My one-upmanship is bigger than yours.
I come from a long line of one-uppers. I wouldn’t say it’s my family in particular, though there is this tendency of instead of taking a second to say, oh that’s interesting, I know a similar story, to just hop in and say that you know a more elaborate one (but maybe that’s in all families). It could be a New Yorky thing, where everyone just wants to be the most superlative creature out there and will not rest until they may be considered the king of this particular minutely important thing.
Ouch. I’ve got my claws out, looks like. (And they are longer and sharper than… oh, forget it).
Well, it turns out that travelers have a tendency to sign up early to the one-upmanship game and some of them will one-up you under the table if you sit still long enough. Call it insecurity, call it searching for fifteen minutes of fame, but so many people have tales of how great, how perfect, how well-traveled their lives are, or of how stellar their trip was (with the underlying assumption being that by virtue of the fact that you are not them, your life is less technicolor and less enjoyable than theirs, and also that you have way less cred).
With these people, it’s very easy to fall into a conversation that winds its way through the superalatives of the English language and which overuses the word amazing to the point where you start to imagine it like it sounds, a word with a labryinth inside, and no clear path out of the conversation.
Over the past couple of days I’ve been able to spend not a small amount of time with Dan and Audrey, who run/live/breathe/write for/think of/design and otherwise rock the hell out of Uncornered Market, who have (as of today) been on the road for 1252 days. I will pause briefly while you think about your 365-times tables.
It was Dan that got me thinking about the overuse of the word amazing, and so I’ll tip my dorky penguin baseball cap in his direction (I believe he’s in Valparaíso today). But it was a few words Audrey and I exchanged last night on our way down Cerro San Cristobal in the dark (be ye not so stupid) that got me thinking about one-upmanship. We were talking about one-upmanship in general, and the occasional traveler that brought out their laundry list when all we wanted to do was boil some pasta in the grotty community kitchen.
The conversation got me thinking about how here in my new home city, walking down a giant hill, I was in the presence of people who by every measure could one-up nearly every other human on the planet re: travel, adventure, food, experience, and certainly most other travel bloggers on fancypantsness, traffic, design, tech, content etc, and they are the most feet-on-the-ground regular kind of people you’d like to have a cup of coffee (or some ceviche, pizza and a mote con huesillo with) in the whole wide world.

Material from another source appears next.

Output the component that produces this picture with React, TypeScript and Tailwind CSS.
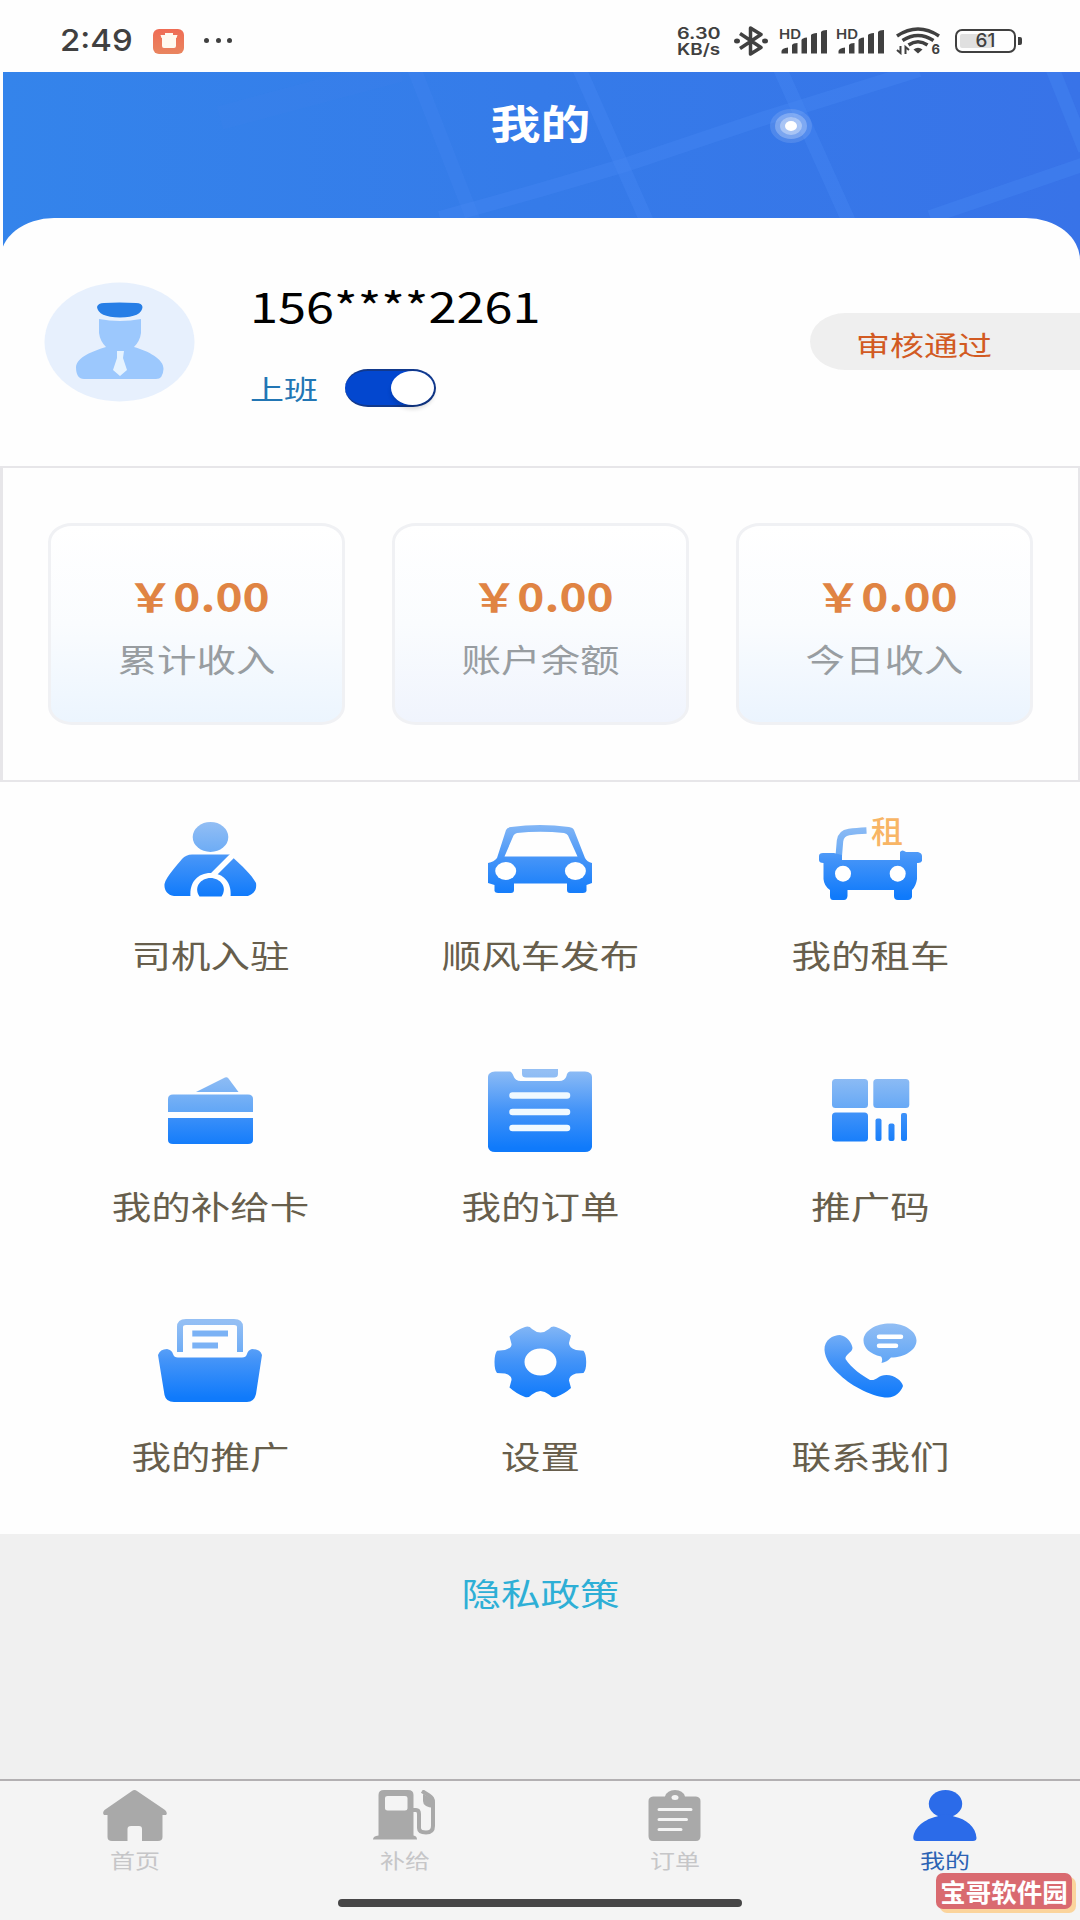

That’s right. They’ve been/done/seen/eaten/walked/experienced a world already, and they’re still going. And they never play the game or shake out their cred while you’re looking.
And that’s the kind of circumspection and humility and down-to-earthiness you’re only very occasionally lucky enough to meet.
And that (please forgive me, Dan) is amazing.
Yes, I have noticed that about some travelers. It would be amazing indeed to meet a few who could definitely one-up, but don't because that is usually for people with something to prove. Loved the post.
and yes, in my family too, but it usually one-upping about whose experience/life/job is more miserable/pathetic. Fun stories! I never seem to win.
As you know, I went to an (ahem) "Elite NYC Public High School." (Yeah, the more elite of the 2 you're thinking of … but don't tell the other school I said so..)
Anyway, one thing I learned there is that people who play "I'm smarter than you" invariably aren't, and those who really are never bother to play.
Amazing, indeed!
Annje, I'm so glad for you you don't win the sob story award! that's a competition I'll gladly forego the prize for!
Michelle, yes indeedly, humility comes late, if never to some people!
So well put, Eileen. I just came off a 4 day press trip of all of that, NYC-flavor, which is somehow almost painful when you're a Midwesterner-Pacific Northwesterner.
Like my grandad used to say, "A good dairyman never says how many head of cattle he got."
But, we all do it to some extent in ever conversation, no? Sometimes it's not so ego-driven, but more of a way to connect… you know "that's great, now let me talk…" as my teacher would say.
Thanks for the post. Amazing.
PS- Go Penguins!
I absolutely second Eileen's comments about Audrey & Dan… lovelier people are harder to come by! (and BTW, "lovely" is not a word that comes lightly into my vocabulary!"
Hmmm-now that I think of it, maybe they are so darned down-to-earth because they've had more direct contact with it that just about anyone else who's ever walked across its surface!